’March Madness’ turns to ‘Spring Sadness’ for VCU Rams

Fred Jeter | 3/25/2021, 6 p.m.
Virginia Commonwealth University traveled to the NCAA Big Dance hoping to kick up its heels and stay for a while.
Coach Rhoades

Virginia Commonwealth University traveled to the NCAA Big Dance hoping to kick up its heels and stay for a while.

Instead, the Rams slipped and fell before the music ever started, and headed straight home.

March Madness became Spring Sadness.

Multiple positive COVID-19 tests among the VCU contingent denied the Rams a chance to play Oregon in what was supposed to be a first round matchup last Saturday in Indianapolis.

No. 10 seed VCU versus No. 7 Oregon in the West Region was ruled a “No contest,” with the Oregon Ducks advancing essentially by forfeit. Oregon had been a 5.5-point favorite.

It’s anyone’s guess where the Rams picked up the coronavirus. Roger Ayers, who officiated at the VCU-St. Bonaventure Atlantic 10 Conference championship game March 14 in Dayton, Ohio, tested positive for COVID-19 this past week.

“I would not speculate in any way, shape or form of who had it,” said VCU Athletic Director Ed McLaughlin. “It certainly wasn’t because of bad behavior on our side whatsoever. So it’s brutal. That’s the only way I can describe it.”

Rams Coach Mike Rhoades called the abrupt ending “devastating” and “a heartbreaking moment in (players’) young lives.”

The NCAA’s decision to forego the game because of health risks was handed down about three hours prior to tipoff following NCAA officials’ consultation with the Marion County Public Health Department in Indiana. There were two positive tests on Friday and there was fear the illness was “spreading.” The

team didn’t specify if the positive tests came from players or other team personnel.

Looking back: This was a smiley-face story with a tearful finish. Despite the dismal ending, the Rams went 19-7 after being picked to finish ninth in the Atlantic 10.

Led by A-10 Player of the Year Nah’Shon “Bones” Hyland, the Rams were second in the regular season and advanced to the A-10 Tournament final before losing to St. Bonaventure in Dayton.

The Rams continued to prosper despite losing two key guards off the bench during the final month. Tre Clark dropped out of school and KeShawn Curry took a leave of absence to attend to personal matters. This placed an added burden on freshman point guard Ace Baldwin and he did not back down from the challenge, playing nearly 40 minutes per game.

Looking ahead: Under Coach Rhoades, the Rams should be loaded in 2021-22. The team has just two seniors, Corey Douglas (4.5 points per game) and Levi Stockard (6.5 points per game). Most of the firepower returns.

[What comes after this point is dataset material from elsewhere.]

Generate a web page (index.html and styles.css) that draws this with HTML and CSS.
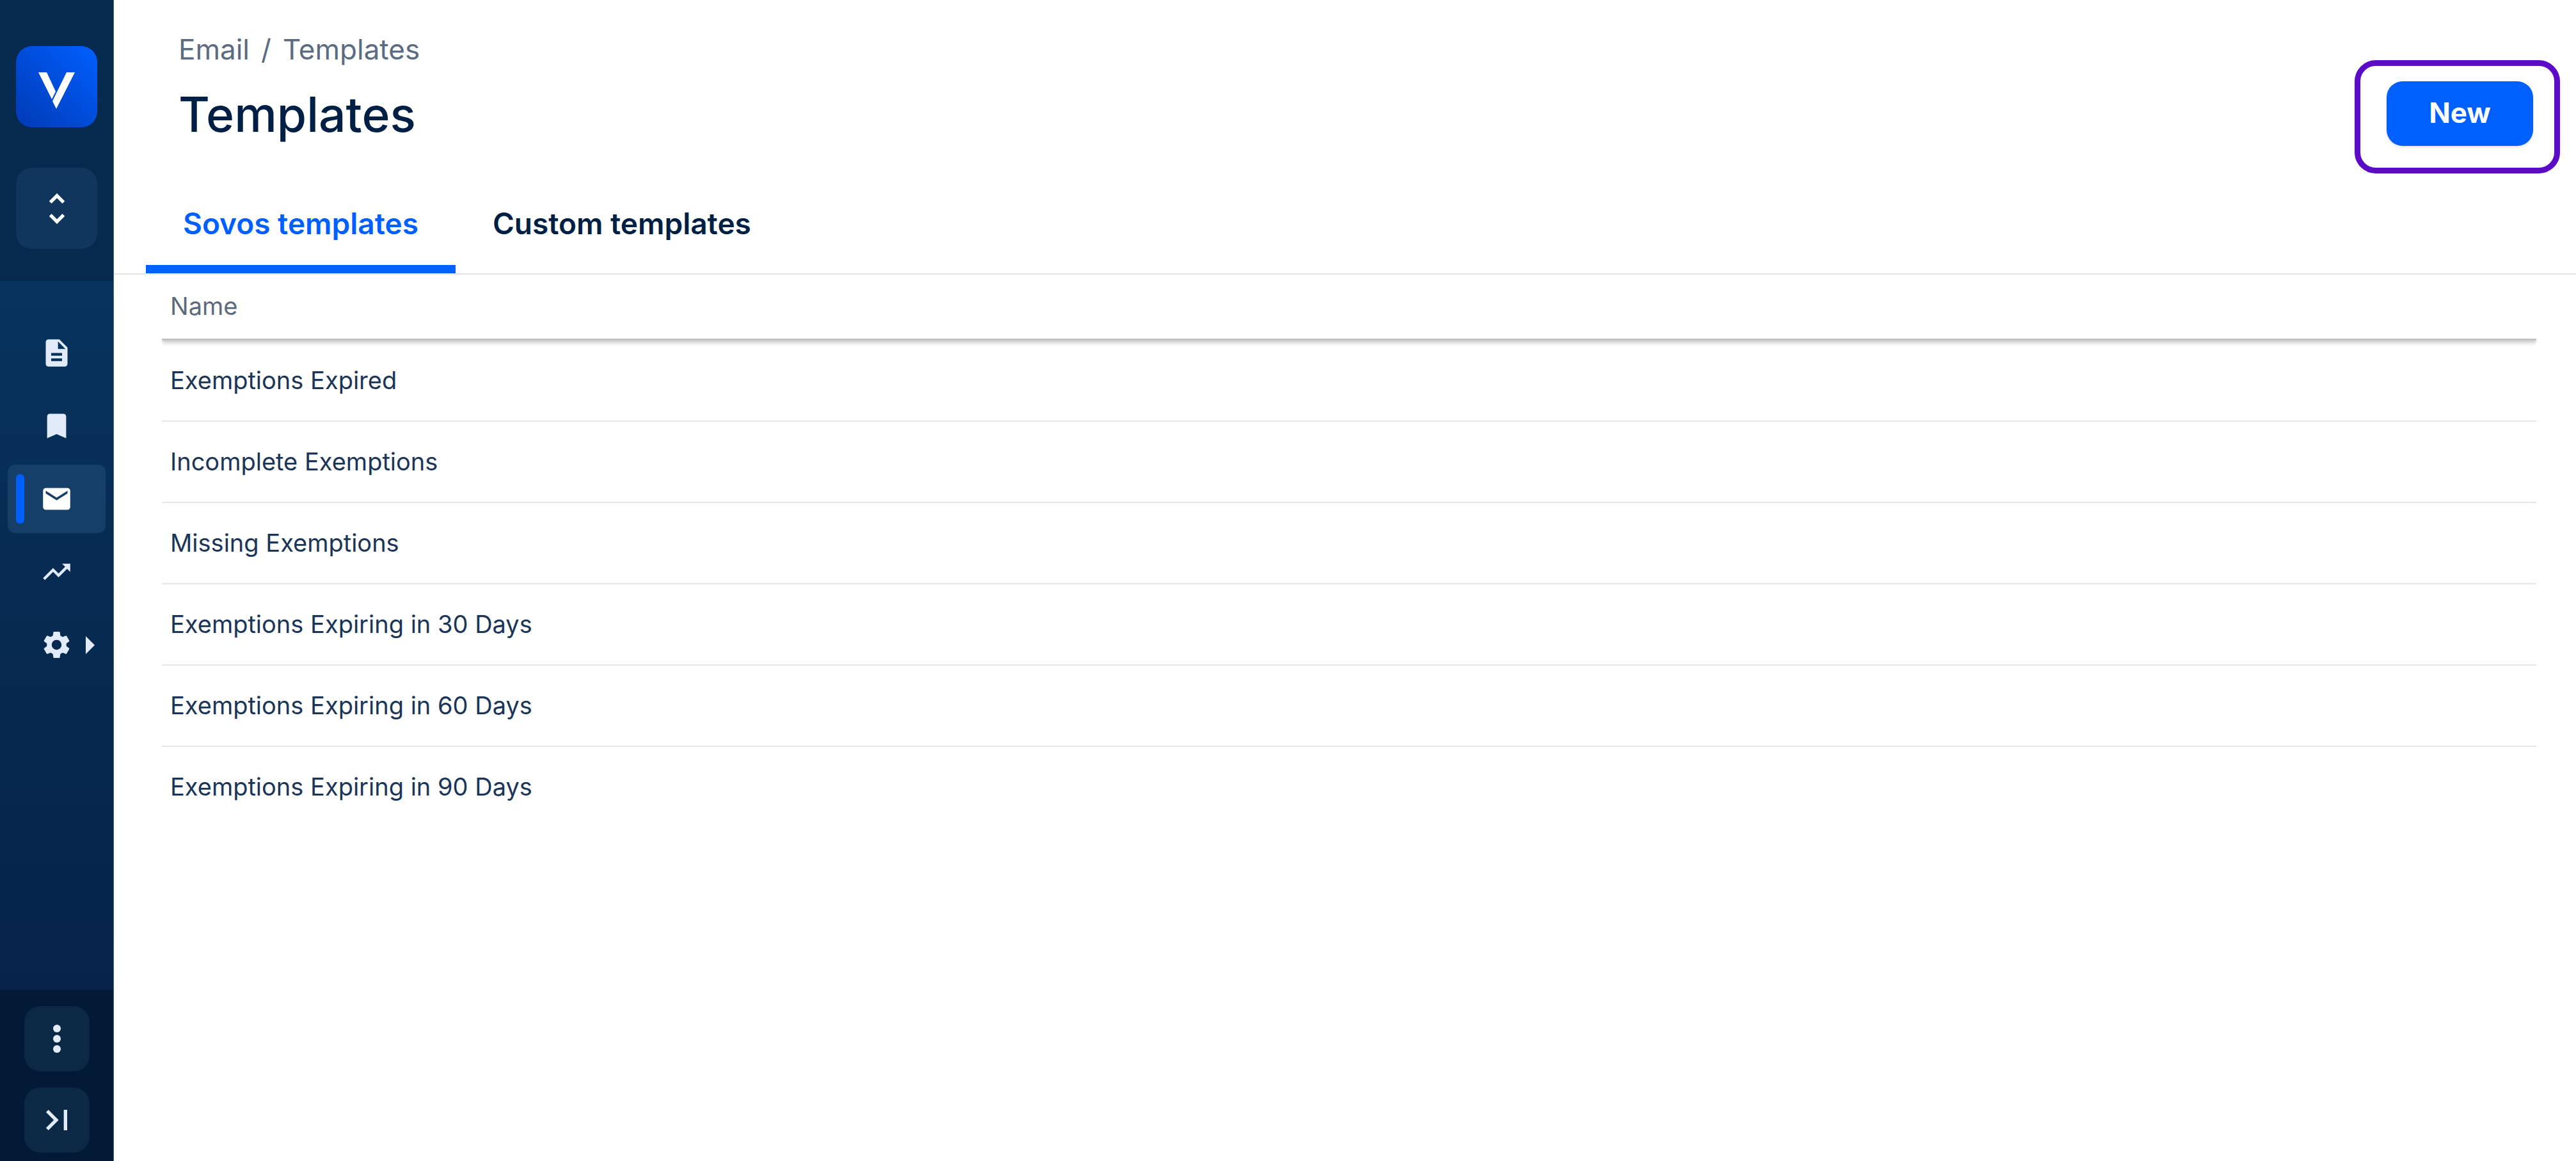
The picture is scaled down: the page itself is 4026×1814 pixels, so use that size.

Worries: Hyland blossomed into a powerful force as a sophomore and NBA scouts took notice. His name has popped up in several NBA mock draft predictions, likely as a second

round selection. He also would be a candidate for the Gatorade League.

Reinforcements: Joining the Rams next season will be two highly touted, three-star freshmen, 6-foot-9 Jalen DeLoach from St. Louis and 6-foot-5 Nick Kern from Lilburn, Ga.

Caribbean calling: The Rams will be tested early next season in the Battle 4 Atlantis at Paradise Island in The Bahamas, Nov. 24 through 26.

Other entries are Baylor, Arizona State, Auburn, Michigan State, Connecticut, Loyola-Chicago and Syracuse.

The aftermath: There have been hundreds of COVID-19 interruptions this hoops season, including several involving VCU.

The Rams missed out on a tournament in Charleston, S.C., and a trip to the University of Tennessee due to positive tests on at least one team involved.

Also, an A-10 game against Davidson was postponed due to positive tests. Another game with Fordham was canceled. The difference is there was time to reschedule and make amends for those setbacks. But the NCAA was final. The Rams never got on the dance floor.